I did not even make it to the headlining act. 1 too many beers with 5 vodka sodas to help me forget that I was at a Kanye West concert alone landed me in the bathroom. Not just any bathroom though. I am 90% sure that I somehow got into a VIP area. That sounds like bullshit, but I watching me stumble around drunk is akin to watching a meth head tweak out in public. No one wants to go near meth heads. Also, security there blows. It was probably more because of that than it was because of my alcoholism.

So I'm in a VIP bathroom and Kanye West comes out of a stall. I almost didn't recognize him because what are the chances that your butt is going to touch the same place that Kanye West's butt did? Any normal guy wouldda asked for an autograph, but normal people also do not go to Kanye West concerts alone as an excuse to binge drink. I stared at him, panicked, then ran into the stall.

Then I look down and see hair.

Now how do I know it is Kanye's hair? Kanye West is a man who shits gold and then eats it for breakfast alongside a bowl of Cheerios. He would not fuck with a toilet seat sprinkled with pubes. Kanye was definitely marking his territory with pubic hair. So I did what any normal human being would do: I got down on my knees, scooped those dick hairs into my hands and sprinted out of there.

But what do I do with them? Kim Kardashian's face has touched these pubes, which means I have also touched Kim Kardashian's face since my hands touched Kanye's pubes. My hands have also now touched Kim's vagina, Kim's butt and even her boobs. I am not a rapper and I am also not famous, but I have now officially gotten to third base with Kim Kardashian. I am a legend.

These pubes have sat on my living room mantle for over 2 weeks and I cant decide what to do with them. Fertilize a garden? Put them in an empty bottle and throw it out to sea? I cant keep them because people keep asking me why I have a bag of hair on my mantle and I cant hide them someplace else because they will get lost.

And that is why they are now on sale here on eBay. Maybe Kanye will buy them back or maybe some lucky guy will get to keep them on HIS mantle. It does not matter to me. I just want these pubes to have a good home and me to have a few more dollars in my wallet.

We all get the urge to bid on things we don't need on eBay, like candelabras or vintage jackets. Undoubtedly, someone is going to bid a lot of money on this, so Racked has devised some suggestions of what the winning bidder could do once they receive the prized pube-sessions in the mail:

1. With Halloween just around the corner, and the thought of picking a Halloween costume out constantly looming on your mind, this might be the perfect last minute resort! If you superglue Kanye's pubes on your face, you could be the Ghost of Kanye's Nether-regions. Genius, and terrifying.
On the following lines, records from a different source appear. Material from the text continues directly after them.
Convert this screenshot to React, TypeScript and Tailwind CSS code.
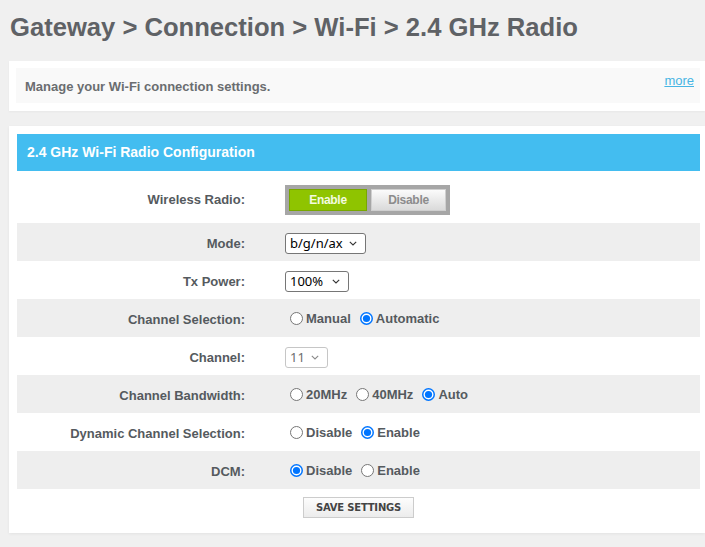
import React from "react";

const Radio = ({ checked }: { checked?: boolean }) => (
  <svg width="13" height="13" viewBox="0 0 13 13" className="ml-[5px] mr-[3px] shrink-0">
    {checked ? (
      <>
        <circle cx="6.5" cy="6.5" r="5.75" fill="#fff" stroke="#0075ff" strokeWidth="1.5" />
        <circle cx="6.5" cy="6.5" r="3.6" fill="#0075ff" />
      </>
    ) : (
      <circle cx="6.5" cy="6.5" r="6" fill="#fff" stroke="#767676" strokeWidth="1" />
    )}
  </svg>
);

const RadioGroup = ({ options, selected }: { options: string[]; selected: number }) => (
  <div className="flex items-center">
    {options.map((o, i) => (
      <div key={o} className="flex items-center mr-[4px]">
        <Radio checked={i === selected} />
        <span className="pt-[2px] font-bold text-[13px] text-[#555a5e]">{o}</span>
      </div>
    ))}
  </div>
);

const Chevron = ({ color }: { color: string }) => (
  <svg width="8" height="5" viewBox="0 0 8 5" className="shrink-0">
    <path d="M0.8 0.8 L4 4 L7.2 0.8" fill="none" stroke={color} strokeWidth="1.1" />
  </svg>
);

const Select = ({ value, width, disabled }: { value: string; width: string; disabled?: boolean }) => (
  <div
    className={
      "flex items-center justify-between h-[21px] mt-[2px] rounded-[3px] border bg-white pl-[4px] pr-[8px] " +
      width +
      (disabled ? " border-[#c6c6c6] text-[#6d6d6d]" : " border-[#767676] text-black")
    }
    style={{ fontFamily: '"Noto Sans", sans-serif' }}
  >
    <span className="text-[13px] leading-none">{value}</span>
    <Chevron color={disabled ? "#8a8a8a" : "#333"} />
  </div>
);

const Row = ({
  label,
  gray,
  h = "h-[38px]",
  children,
}: {
  label: string;
  gray?: boolean;
  h?: string;
  children: React.ReactNode;
}) => (
  <div className={"flex items-center " + h + (gray ? " bg-[#eeeeee]" : " bg-white")}>
    <div className="w-[268px] pr-[40px] pt-[3px] text-right font-bold text-[13px] text-[#555a5e] shrink-0">{label}</div>
    <div className="flex items-center">{children}</div>
  </div>
);

export default function App() {
  return (
    <div
      className="w-[705px] min-h-[547px] overflow-hidden bg-[#f0f0f0]"
      style={{ fontFamily: '"Liberation Sans", Arial, sans-serif' }}
    >
      <h1 className="pt-[14px] pl-[10px] text-[25.6px] leading-[26px] font-bold text-[#5f6266]">
        Gateway &gt; Connection &gt; Wi-Fi &gt; 2.4 GHz Radio
      </h1>

      <div className="mt-[21px] ml-[9px] bg-white pt-[7px] pb-[8px] pl-[7px] pr-[5px] shadow-[0_1px_2px_rgba(0,0,0,0.04)]">
        <div className="flex justify-between h-[35px] bg-[#f9f9f9] pl-[9px] pr-[6px]">
          <span className="self-center pt-[2px] font-bold text-[13px] text-[#6a6d70]">
            Manage your Wi-Fi connection settings.
          </span>
          <a className="pt-[5px] text-[13px] text-[#47b5e4] underline leading-[15px]">more</a>
        </div>
      </div>

      <div className="mt-[15px] ml-[9px] bg-white pt-[8px] pl-[8px] pr-[5px] pb-[15px] shadow-[0_1px_3px_rgba(0,0,0,0.06)]">
        <div className="h-[37px] bg-[#43bdf0] flex items-center pl-[10px]">
          <span className="text-white font-bold text-[14px]">2.4 GHz Wi-Fi Radio Configuration</span>
        </div>

        <Row label="Wireless Radio:" h="h-[52px] pt-[3px]">
          <div className="flex items-center gap-[4px] bg-[#a6a6a6] h-[30px] px-[4px] mt-[2px]">
            <div className="w-[78px] h-[22px] flex items-center justify-center bg-[#8fc400] border border-[#78a800] text-[#f4fbe0] font-bold text-[12px] tracking-[-0.3px]">
              Enable
            </div>
            <div className="w-[75px] h-[22px] flex items-center justify-center bg-gradient-to-b from-[#fbfbfb] to-[#dadada] border border-[#cfcfcf] text-[#8c8c8c] font-bold text-[12px] tracking-[-0.3px]">
              Disable
            </div>
          </div>
        </Row>
        <Row label="Mode:" gray>
          <Select value="b/g/n/ax" width="w-[81px]" />
        </Row>
        <Row label="Tx Power:">
          <Select value="100%" width="w-[64px]" />
        </Row>
        <Row label="Channel Selection:" gray>
          <RadioGroup options={["Manual", "Automatic"]} selected={1} />
        </Row>
        <Row label="Channel:">
          <Select value="11" width="w-[43px]" disabled />
        </Row>
        <Row label="Channel Bandwidth:" gray>
          <RadioGroup options={["20MHz", "40MHz", "Auto"]} selected={2} />
        </Row>
        <Row label="Dynamic Channel Selection:">
          <RadioGroup options={["Disable", "Enable"]} selected={1} />
        </Row>
        <Row label="DCM:" gray>
          <RadioGroup options={["Disable", "Enable"]} selected={0} />
        </Row>

        <div className="flex justify-center pt-[8px]">
          <button
            className="w-[111px] h-[21px] border border-[#cccccc] bg-gradient-to-b from-[#fdfdfd] to-[#ececec] text-[#444] font-bold text-[10px] tracking-[-0.2px]"
            style={{ fontFamily: '"DejaVu Sans", Verdana, sans-serif' }}
          >
            SAVE SETTINGS
          </button>
        </div>
      </div>
    </div>
  );
}
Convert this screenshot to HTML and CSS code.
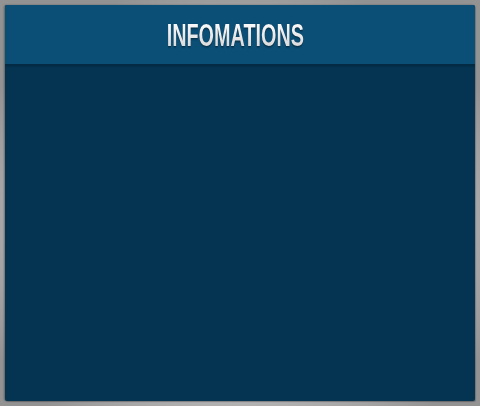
FILE: index.html
```html
<!DOCTYPE html>
<html>
<head>
<meta charset="utf-8">
<link rel="stylesheet" href="styles.css">
</head>
<body>
<div class="panel">
  <div class="panel-header"><h1 class="title">INFOMATIONS</h1></div>
  <div class="panel-body"></div>
</div>
</body>
</html>
```
FILE: styles.css
```css
html, body {
  margin: 0;
  padding: 0;
  height: 100%;
}
body {
  background: radial-gradient(ellipse 60% 60% at 50% 55%, #e2e2e2 0%, #c8c8c8 55%, #939393 100%);
  padding: 5px;
  box-sizing: border-box;
  width: 480px;
  height: 406px;
}
.panel {
  display: flex;
  flex-direction: column;
  width: 470px;
  height: 396px;
  background: #053352;
  box-shadow: -1px 0 2px rgba(0,0,0,0.35), 1px 1px 1px rgba(0,0,0,0.2);
  border-radius: 2px;
  overflow: hidden;
}
.panel-header {
  height: 59px;
  background: #0b4e76;
  border-bottom: 1px solid #042b45;
  box-shadow: 0 1px 2px rgba(0,0,0,0.25);
  display: flex;
  align-items: center;
  justify-content: center;
  padding-right: 10px;
  position: relative;
}
.title {
  margin: 0;
  font-family: "Liberation Sans", Arial, sans-serif;
  font-weight: bold;
  font-size: 31px;
  line-height: 1;
  color: #f2f2f2;
  background: linear-gradient(#ffffff, #d4d4d4);
  -webkit-background-clip: text;
  background-clip: text;
  -webkit-text-fill-color: transparent;
  filter: drop-shadow(0 1px 1px rgba(0,0,0,0.5));
  transform: scaleX(0.64);
  margin-top: 2px;
}
.panel-body {
  flex: 1;
}
```
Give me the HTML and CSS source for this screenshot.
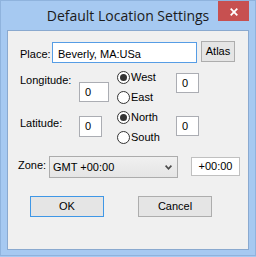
FILE: index.html
```html
<!DOCTYPE html>
<html>
<head>
<meta charset="utf-8">
<link rel="stylesheet" href="styles.css">
</head>
<body>
<div class="window">
  <div class="titlebar">
    <span class="title">Default Location Settings</span>
    <div class="close"><svg width="8" height="8" viewBox="0 0 8 8"><path d="M0.7 0.7 L7.3 7.3 M7.3 0.7 L0.7 7.3" stroke="#fff" stroke-width="1.8" fill="none"/></svg></div>
  </div>
  <div class="client">
    <div class="place-row">
      <span class="lbl place-lbl">Place:</span>
      <div class="edit place-edit">Beverly, MA:USa</div>
      <div class="btn atlas">Atlas</div>
    </div>
    <div class="coords">
      <span class="lbl lon-lbl">Longitude:</span>
      <div class="edit lon-edit">0</div>
      <div class="radio r1"><span class="dot on"></span><span class="lbl">West</span></div>
      <div class="radio r2"><span class="dot"></span><span class="lbl">East</span></div>
      <div class="radio r3"><span class="dot on"></span><span class="lbl">North</span></div>
      <div class="radio r4"><span class="dot"></span><span class="lbl">South</span></div>
      <div class="edit ew-edit">0</div>
      <span class="lbl lat-lbl">Latitude:</span>
      <div class="edit lat-edit">0</div>
      <div class="edit ns-edit">0</div>
    </div>
    <div class="zone-row">
      <span class="lbl zone-lbl">Zone:</span>
      <div class="combo"><span>GMT +00:00</span><svg width="7" height="5" viewBox="0 0 7 5"><path d="M0.6 0.6 L3.5 3.8 L6.4 0.6" stroke="#4a4a4a" stroke-width="1.6" fill="none"/></svg></div>
      <div class="offset">+00:00</div>
    </div>
    <div class="btn-row">
      <div class="btn default">OK</div>
      <div class="btn">Cancel</div>
    </div>
  </div>
</div>
</body>
</html>
```

FILE: styles.css
```css
* { box-sizing: border-box; }
html, body { margin: 0; padding: 0; }
body {
  width: 256px;
  height: 257px;
  background: #a6c9f1;
  font-family: "Liberation Sans", Arial, sans-serif;
  font-size: 11px;
  color: #000;
}
.window {
  width: 256px;
  height: 256px;
  background: #a6c9f1;
  border: 1px solid #8fb3dd;
  display: flex;
  flex-direction: column;
}
.titlebar {
  position: relative;
  height: 29px;
  flex: none;
  display: flex;
  justify-content: center;
  align-items: center;
  padding-bottom: 1px;
}
.title {
  font-family: "Open Sans", sans-serif;
  font-size: 14px;
  color: #1b1b1b;
}
.close {
  position: absolute;
  top: 0;
  right: 6px;
  width: 31px;
  height: 20px;
  background: #c75050;
  display: flex;
  align-items: center;
  justify-content: center;
  padding-top: 2px;
}
.close svg { display: block; }
.client {
  margin: 0 6px;
  height: 220px;
  flex: none;
  border: 1px solid #8aa9cf;
  background: #f0f0f0;
  padding: 10px 0 0 12px;
  display: flex;
  flex-direction: column;
}
.lbl {
  line-height: 13px;
  white-space: nowrap;
}
.edit {
  background: #fff;
  border: 1px solid #abadb3;
  line-height: 13px;
  padding: 3px 0 0 5px;
  white-space: nowrap;
}
.btn {
  height: 21px;
  border: 1px solid #adadad;
  background: #e5e5e5;
  display: flex;
  align-items: center;
  justify-content: center;
  line-height: 13px;
}
.btn.default { border-color: #3f97e6; }

.place-row {
  display: flex;
  align-items: flex-start;
  height: 22px;
}
.place-lbl { width: 32px; margin-top: 7px; }
.place-edit {
  width: 145px;
  height: 21px;
  margin-top: 1px;
  border-color: #569de5;
  padding: 5px 0 0 5px;
}
.atlas { margin-left: 4px; width: 34px; }

.coords {
  display: grid;
  grid-template-columns: 59px 38px 59px 23px;
  grid-template-rows: repeat(4, 20px);
  margin-top: 4px;
}
.coords > * { align-self: start; justify-self: start; }
.lon-lbl { grid-column: 1; grid-row: 1 / 3; margin-top: 7px; }
.lon-edit { grid-column: 2; grid-row: 1 / 3; margin-top: 15px; width: 30px; height: 20px; }
.lat-lbl { grid-column: 1; grid-row: 3 / 5; margin-top: 10px; }
.lat-edit { grid-column: 2; grid-row: 3 / 5; margin-top: 9px; width: 23px; height: 21px; }
.ew-edit { grid-column: 4; grid-row: 1 / 3; margin-top: 6px; width: 23px; height: 20px; }
.ns-edit { grid-column: 4; grid-row: 3 / 5; margin-top: 9px; width: 23px; height: 20px; }

.radio {
  grid-column: 3;
  align-self: center;
  display: flex;
  align-items: center;
  gap: 1px;
}
.r1 { grid-row: 1; }
.r2 { grid-row: 2; }
.r3 { grid-row: 3; }
.r4 { grid-row: 4; }
.dot {
  width: 13px;
  height: 13px;
  border-radius: 50%;
  border: 1px solid #333;
  background: #fff;
  position: relative;
  flex: none;
}
.dot.on::after {
  content: "";
  position: absolute;
  inset: 2px;
  border-radius: 50%;
  background: #333;
}

.zone-row {
  display: flex;
  align-items: flex-start;
  margin-top: 9px;
  margin-left: -2px;
}
.zone-lbl { width: 31px; margin-top: 3px; }
.combo {
  width: 129px;
  height: 22px;
  border: 1px solid #acacac;
  background: linear-gradient(#f0f0f0, #e5e5e5);
  display: flex;
  align-items: center;
  justify-content: space-between;
  padding: 1px 5px 0 3px;
  line-height: 13px;
}
.combo svg { display: block; }
.offset {
  margin-left: 13px;
  margin-top: 1px;
  width: 49px;
  height: 19px;
  border: 1px solid #c0c0c0;
  background: #fff;
  text-align: center;
  line-height: 17px;
}

.btn-row {
  display: flex;
  margin-top: 18px;
  margin-left: 10px;
  gap: 34px;
}
.btn-row .btn { width: 74px; }
```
2. Burning sage sticks and other forms of cultural appropriation are so early 2015. Tie the pubes together and burn them to smudge your house, cleansing the aura of any negative energy towards Kanye.

3. Now that you possess Kanye's DNA, you now have the ability to clone Kanye countless times. Think of the money you could make from making your clones perform concerts all the time — they might not be as talented as the original Yeezy though.

4. Hang the pubes from your front door so as to bless your visitors with the Kanye, the North, and the Holy Kimit.

5. Marry them to spite all your exes.